Russia then embarked on a sustained and ferocious campaign of military modernization. With no trust remaining in the West’s good faith and no CFE inspections or constraints on deployments and equipment levels in effect, Putin was free to build up his forces and put them wherever he chose — currently on Ukraine’s border.
Unlike its nuclear counterparts, CFE has never been famous. Even thoughtful analyses of NATO expansion tend to overlook the significance of its demolition. But today’s menacing situation is precisely what CFE was designed to avert and to do so through established structures, not ad hoc meetings, pleas and threats.

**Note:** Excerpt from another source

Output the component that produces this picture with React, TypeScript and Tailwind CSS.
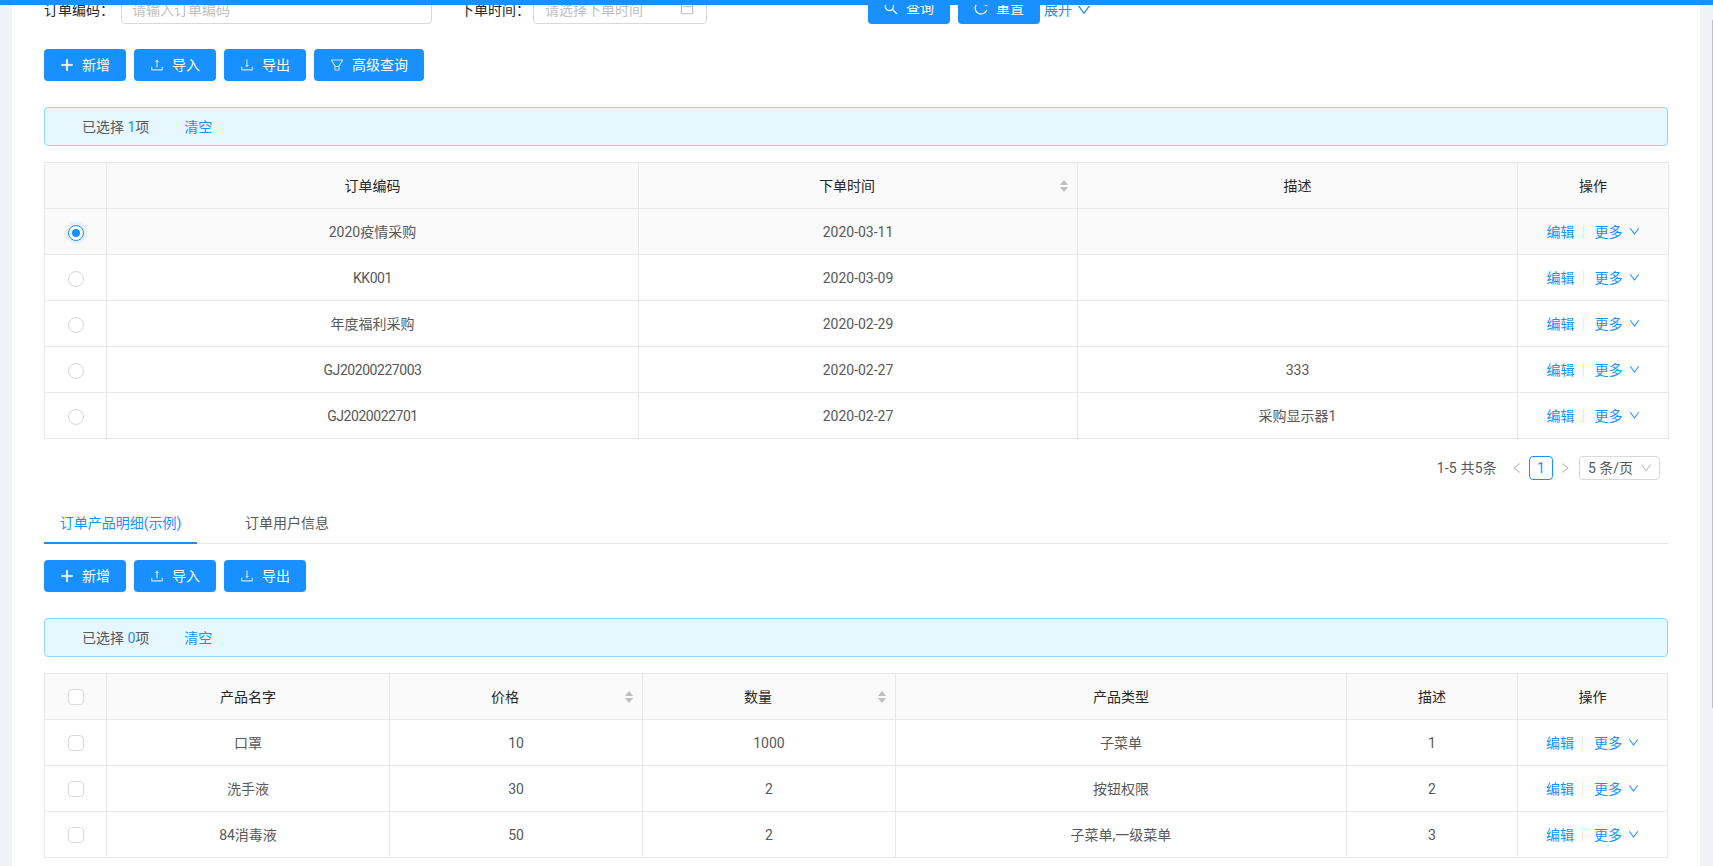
import type { ReactNode } from "react"

const icons = {
  plus: "M482 152h60q8 0 8 8v704q0 8-8 8h-60q-8 0-8-8V160q0-8 8-8z M176 474h672q8 0 8 8v60q0 8-8 8H176q-8 0-8-8v-60q0-8 8-8z",
  upload:
    "M400 317.7h73.9V656c0 4.4 3.6 8 8 8h60c4.4 0 8-3.6 8-8V317.7H624c6.7 0 10.4-7.7 6.3-12.9L518.3 163a8 8 0 0 0-12.6 0l-112 141.7c-4.1 5.3-.4 13 6.3 13zM878 626h-60c-4.4 0-8 3.6-8 8v154H214V634c0-4.4-3.6-8-8-8h-60c-4.4 0-8 3.6-8 8v198c0 17.7 14.3 32 32 32h684c17.7 0 32-14.3 32-32V634c0-4.4-3.6-8-8-8z",
  download:
    "M505.7 661a8 8 0 0 0 12.6 0l112-141.7c4.1-5.2.4-12.9-6.3-12.9h-74.1V168c0-4.4-3.6-8-8-8h-60c-4.4 0-8 3.6-8 8v338.3H400c-6.7 0-10.4 7.7-6.3 12.9l112 141.8zM878 626h-60c-4.4 0-8 3.6-8 8v154H214V634c0-4.4-3.6-8-8-8h-60c-4.4 0-8 3.6-8 8v198c0 17.7 14.3 32 32 32h684c17.7 0 32-14.3 32-32V634c0-4.4-3.6-8-8-8z",
  filter:
    "M880.1 154H143.9c-24.5 0-39.8 26.7-27.5 48L349 597.4V838c0 17.7 14.2 32 31.8 32h262.4c17.6 0 31.8-14.3 31.8-32V597.4L907.7 202c12.2-21.3-3.1-48-27.6-48zM603.4 798H420.6V642h182.9v156zm9.6-236.6l-9.5 16.6h-183l-9.5-16.6L212.7 226h598.6L613 561.4z",
  search:
    "M909.6 854.5L649.9 594.8C690.2 542.7 712 479 712 412c0-80.2-31.3-155.4-87.9-212.1-56.6-56.7-132-87.9-212.1-87.9s-155.5 31.3-212.1 87.9C143.2 256.5 112 331.8 112 412c0 80.1 31.3 155.5 87.9 212.1C256.5 680.8 331.8 712 412 712c67 0 130.6-21.8 182.7-62l259.7 259.6a8.2 8.2 0 0 0 11.6 0l43.6-43.5a8.2 8.2 0 0 0 0-11.6zM570.4 570.4C528 612.7 471.8 636 412 636s-116-23.3-158.4-65.6C211.3 528 188 471.8 188 412s23.3-116.1 65.6-158.4C296 211.3 352.2 188 412 188s116.1 23.2 158.4 65.6S636 352.2 636 412s-23.3 116.1-65.6 158.4z",
  reload:
    "M909.1 209.3l-56.4 44.1C775.8 155.1 656.2 92 521.9 92 290 92 102.3 279.5 102 511.5 101.7 743.7 289.8 932 521.9 932c181.3 0 335.8-115 394.6-276.1 1.5-4.2-.7-8.9-4.9-10.3l-56.7-19.5a8 8 0 0 0-10.1 4.8c-1.8 5-3.8 10-5.9 14.9-17.3 41-42.1 77.8-73.7 109.4A344.77 344.77 0 0 1 655.9 829c-42.3 17.9-87.4 27-133.8 27-46.5 0-91.5-9.1-133.8-27A341.5 341.5 0 0 1 279 755.2a342.16 342.16 0 0 1-73.7-109.4c-17.9-42.4-27-87.4-27-133.9s9.1-91.5 27-133.9c17.3-41 42.1-77.8 73.7-109.4 31.6-31.6 68.4-56.4 109.3-73.8 42.3-17.9 87.4-27 133.8-27 46.5 0 91.5 9.1 133.8 27a341.5 341.5 0 0 1 109.3 73.8c9.9 9.9 19.2 20.4 27.8 31.4l-60.2 47a8 8 0 0 0 3 14.1l175.6 43c5 1.2 9.9-2.6 9.9-7.7l.8-180.9c-.1-6.6-7.8-10.3-13-6.2z",
  down: "M884 256h-75c-5.1 0-9.9 2.5-12.9 6.6L512 654.2 227.9 262.6c-3-4.1-7.8-6.6-12.9-6.6h-75c-6.5 0-10.3 7.4-6.5 12.7l352.6 486.1c12.8 17.6 39 17.6 51.7 0l352.6-486.1c3.9-5.3.1-12.7-6.4-12.7z",
  left: "M724 218.3V141c0-6.7-7.7-10.4-12.9-6.3L260.3 486.8a31.86 31.86 0 0 0 0 50.3l450.8 352.1c5.3 4.1 12.9.4 12.9-6.3v-77.3c0-4.9-2.3-9.6-6.1-12.6l-360-281 360-281.1c3.8-3 6.1-7.7 6.1-12.6z",
  right:
    "M765.7 486.8L314.9 134.7A7.97 7.97 0 0 0 302 141v77.3c0 4.9 2.3 9.6 6.1 12.6l360 281.1-360 281.1c-3.9 3-6.1 7.7-6.1 12.6V883c0 6.7 7.7 10.4 12.9 6.3l450.8-352.1a31.96 31.96 0 0 0 0-50.4z",
  calendar:
    "M880 184H712v-64c0-4.4-3.6-8-8-8h-56c-4.4 0-8 3.6-8 8v64H384v-64c0-4.4-3.6-8-8-8h-56c-4.4 0-8 3.6-8 8v64H144c-17.7 0-32 14.3-32 32v664c0 17.7 14.3 32 32 32h736c17.7 0 32-14.3 32-32V216c0-17.7-14.3-32-32-32zm-40 656H184V460h656v380zM184 392V256h128v48c0 4.4 3.6 8 8 8h56c4.4 0 8-3.6 8-8v-48h256v48c0 4.4 3.6 8 8 8h56c4.4 0 8-3.6 8-8v-48h128v136H184z",
}

function Icon({ name, className }: { name: keyof typeof icons; className: string }) {
  return (
    <svg viewBox="64 64 896 896" fill="currentColor" className={className}>
      <path d={icons[name]} />
    </svg>
  )
}

function Btn({ icon, iconClass, children }: { icon: keyof typeof icons; iconClass?: string; children: ReactNode }) {
  return (
    <button className="flex h-8 items-center gap-2 rounded bg-[#1890ff] px-4 text-white shadow-[0_2px_0_rgba(0,0,0,0.015)]">
      <Icon name={icon} className={`size-3.5 ${iconClass ?? ""}`} />
      {children}
    </button>
  )
}

function Toolbar({ extra }: { extra?: boolean }) {
  return (
    <div className="flex gap-2">
      <Btn icon="plus" iconClass="stroke-current [stroke-width:45]">
        新增
      </Btn>
      <Btn icon="upload" iconClass="opacity-75">
        导入
      </Btn>
      <Btn icon="download" iconClass="opacity-75">
        导出
      </Btn>
      {extra && (
        <Btn icon="filter" iconClass="opacity-75">
          高级查询
        </Btn>
      )}
    </div>
  )
}

function SelectedAlert({ count }: { count: number }) {
  return (
    <div className="flex h-[39px] items-center rounded border border-[#91d5ff] bg-[#e6f7ff] pl-[37px]">
      <span>
        已选择 <span className="text-[#1890ff]">{count}</span>项
      </span>
      <a className="ml-[35px] text-[#1890ff]">清空</a>
    </div>
  )
}

function RowActions() {
  return (
    <div className="flex items-center justify-center text-[#1890ff]">
      <a>编辑</a>
      <span className="mx-2 h-3.5 w-px bg-[#e8e8e8]" />
      <a className="ml-[3px]">更多</a>
      <Icon name="down" className="ml-1.5 size-[11px]" />
    </div>
  )
}

function SortCaret() {
  return (
    <span className="absolute top-1/2 right-2 flex -translate-y-1/2 flex-col gap-0.5 text-[#bfbfbf]">
      <svg viewBox="0 0 10 6" fill="currentColor" className="h-[5px] w-2.5">
        <path d="M5 0l5 6H0z" />
      </svg>
      <svg viewBox="0 0 10 6" fill="currentColor" className="h-[5px] w-2.5">
        <path d="M5 6l5-6H0z" />
      </svg>
    </span>
  )
}

function Radio({ checked }: { checked?: boolean }) {
  if (checked) {
    return (
      <span className="mx-auto flex size-4 translate-y-px items-center justify-center rounded-full border border-[#1890ff] bg-white shadow-[0_0_0_3px_rgba(24,144,255,0.08)]">
        <span className="size-2 rounded-full bg-[#1890ff]" />
      </span>
    )
  }
  return <span className="mx-auto block size-4 translate-y-px rounded-full border border-[#d9d9d9] bg-white" />
}

function Checkbox() {
  return <span className="mx-auto block size-4 rounded-sm border border-[#d9d9d9] bg-white" />
}

interface Column {
  title: string
  width: number
  sort?: boolean
}

function DataTable({
  columns,
  rows,
  head,
  mark,
  selected,
  actionsWidth,
}: {
  columns: Column[]
  rows: string[][]
  head: ReactNode
  mark: (i: number) => ReactNode
  selected?: number
  actionsWidth: number
}) {
  return (
    <table className="w-full table-fixed border-separate border-spacing-0 border-t border-l border-[#e8e8e8] text-center">
      <colgroup>
        <col className="w-[62px]" />
        {columns.map((c) => (
          <col key={c.title} style={{ width: c.width }} />
        ))}
        <col style={{ width: actionsWidth }} />
      </colgroup>
      <thead>
        <tr className="h-[46px] bg-[#fafafa] text-[#262626]">
          <th className="border-r border-b border-[#e8e8e8] font-normal">{head}</th>
          {columns.map((c) => (
            <th
              key={c.title}
              className={`relative border-r border-b border-[#e8e8e8] font-normal ${c.sort ? "pr-[22px]" : ""}`}
            >
              {c.title}
              {c.sort && <SortCaret />}
            </th>
          ))}
          <th className="border-r border-b border-[#e8e8e8] font-normal">操作</th>
        </tr>
      </thead>
      <tbody>
        {rows.map((row, i) => (
          <tr key={i} className={`h-[46px] ${selected === i ? "bg-[#fafafa]" : ""}`}>
            <td className="border-r border-b border-[#e8e8e8]">{mark(i)}</td>
            {row.map((cell, j) => (
              <td
                key={j}
                className={`border-r border-b border-[#e8e8e8] ${/^[A-Z]/.test(cell) ? "tracking-[-0.45px]" : ""}`}
              >
                {cell}
              </td>
            ))}
            <td className="border-r border-b border-[#e8e8e8]">
              <RowActions />
            </td>
          </tr>
        ))}
      </tbody>
    </table>
  )
}

const orderColumns: Column[] = [
  { title: "订单编码", width: 532 },
  { title: "下单时间", width: 439, sort: true },
  { title: "描述", width: 440 },
]

const orderRows = [
  ["2020疫情采购", "2020-03-11", ""],
  ["KK001", "2020-03-09", ""],
  ["年度福利采购", "2020-02-29", ""],
  ["GJ20200227003", "2020-02-27", "333"],
  ["GJ2020022701", "2020-02-27", "采购显示器1"],
]

const productColumns: Column[] = [
  { title: "产品名字", width: 283 },
  { title: "价格", width: 253, sort: true },
  { title: "数量", width: 253, sort: true },
  { title: "产品类型", width: 451 },
  { title: "描述", width: 171 },
]

const productRows = [
  ["口罩", "10", "1000", "子菜单", "1"],
  ["洗手液", "30", "2", "按钮权限", "2"],
  ["84消毒液", "50", "2", "子菜单,一级菜单", "3"],
]

export default function App() {
  return (
    <div className="relative flex h-screen flex-col overflow-hidden bg-[#f0f2f5] font-['Roboto','Noto_Sans_CJK_SC',sans-serif] text-sm text-[#595959]">
      <div className="h-[5px] shrink-0 bg-[#1890ff]" />
      {/* scrollbar thumb edge */}
      <div className="absolute top-5 right-0 h-[688px] w-px bg-[#c1c1c1]" />

      <main className="ml-3 mr-[13px] flex-1 overflow-hidden bg-white px-8">
        {/* page is scrolled, top of the search form sits under the bar */}
        <div className="-mt-[13px] flex h-8 items-center">
          <label className="relative top-0.5 w-[77px] text-[#262626]">订单编码：</label>
          <div className="flex h-8 w-[311px] items-center rounded border border-[#d9d9d9] pl-[10px] text-[#bfbfbf]">
            <span className="relative top-0.5">请输入订单编码</span>
          </div>
          <label className="relative top-0.5 ml-7 w-[73px] text-[#262626]">下单时间：</label>
          <div className="flex h-8 w-[174px] items-center justify-between rounded border border-[#d9d9d9] pr-3 pl-[11px] text-[#bfbfbf]">
            <span className="relative top-0.5">请选择下单时间</span>
            <Icon name="calendar" className="size-3.5" />
          </div>
          <div className="ml-[161px] flex gap-2">
            <Btn icon="search">查询</Btn>
            <Btn icon="reload">重置</Btn>
          </div>
          <a className="relative top-0.5 ml-1 flex items-center gap-[5px] text-[#1890ff]">
            展开
            <Icon name="down" className="size-3.5" />
          </a>
        </div>

        <div className="mt-[25px]">
          <Toolbar extra />
        </div>
        <div className="mt-[26px]">
          <SelectedAlert count={1} />
        </div>
        <div className="mt-4">
          <DataTable
            columns={orderColumns}
            rows={orderRows}
            head={null}
            selected={0}
            actionsWidth={151}
            mark={(i) => <Radio checked={i === 0} />}
          />
        </div>

        <div className="mt-[17px] flex items-center justify-end pr-2">
          <span className="tracking-[0.2px]">1-5 共5条</span>
          <Icon name="left" className="ml-[14px] size-3 text-[#bfbfbf]" />
          <span className="ml-[6px] flex size-6 items-center justify-center rounded border border-[#1890ff] text-[#1890ff]">
            1
          </span>
          <Icon name="right" className="ml-[6px] size-3 text-[#bfbfbf]" />
          <div className="ml-2 flex h-6 w-[81px] items-center justify-between rounded border border-[#d9d9d9] pr-[7px] pl-2">
            <span>5 条/页</span>
            <Icon name="down" className="size-3 text-[#bfbfbf]" />
          </div>
        </div>

        <div className="mt-[21px] flex h-[43px] items-end border-b border-[#e8e8e8]">
          <div className="-mb-px flex h-[43px] w-[153px] items-center justify-center border-b-2 border-[#1890ff] pt-0.5 text-[#1890ff]">
            订单产品明细(示例)
          </div>
          <div className="ml-8 flex h-[43px] items-center px-4 pt-0.5">订单用户信息</div>
        </div>

        <div className="mt-4">
          <Toolbar />
        </div>
        <div className="mt-[26px]">
          <SelectedAlert count={0} />
        </div>
        <div className="mt-4">
          <DataTable
            columns={productColumns}
            rows={productRows}
            head={<Checkbox />}
            actionsWidth={150}
            mark={() => <Checkbox />}
          />
        </div>
      </main>
    </div>
  )
}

CFE would have constrained all sides, serving as a brake on any war in Europe. In contrast to mere “confidence building” measures, such as the Vienna Document Ukraine is now desperately invoking, CFE was a treaty ratified by parliaments. Its preservation and further adaptation could have given crucial reassurance to Russia without precluding further NATO expansion or the security choices of any state. Its loss is a blunder, perhaps one of great consequence.
If the present crisis can somehow be defused, a CFE-like process would provide a way to negotiate the tough issues while respecting the sovereignty of all participating states. In a rare mention of CFE, a recent Quincy Institute working group noted that the ACFE could provide “a solid basis for mutual restraint in military deployments.”
Much more could be possible. The CFE framework is flexible enough to incorporate new technologies, equipment categories and verification methods. Critically, all states party to the treaty would have a seat at the table, and both their territorial integrity and national interests would be acknowledged. Finally, a CFE-like process would channel conflict into sustained and serious diplomacy rather than literal battlefields.
But these are aspirations: all bets will be off if shooting starts.
CFE was credible arms control which also provided transparency and fostered communication. Its destruction was a blazingly clear signal that efforts to build an inclusive post-1991 European security system had failed. No one in the West cared much. The consequences of that tragic failure are playing out across the plains and marshes of Russia, Belarus and Ukraine today.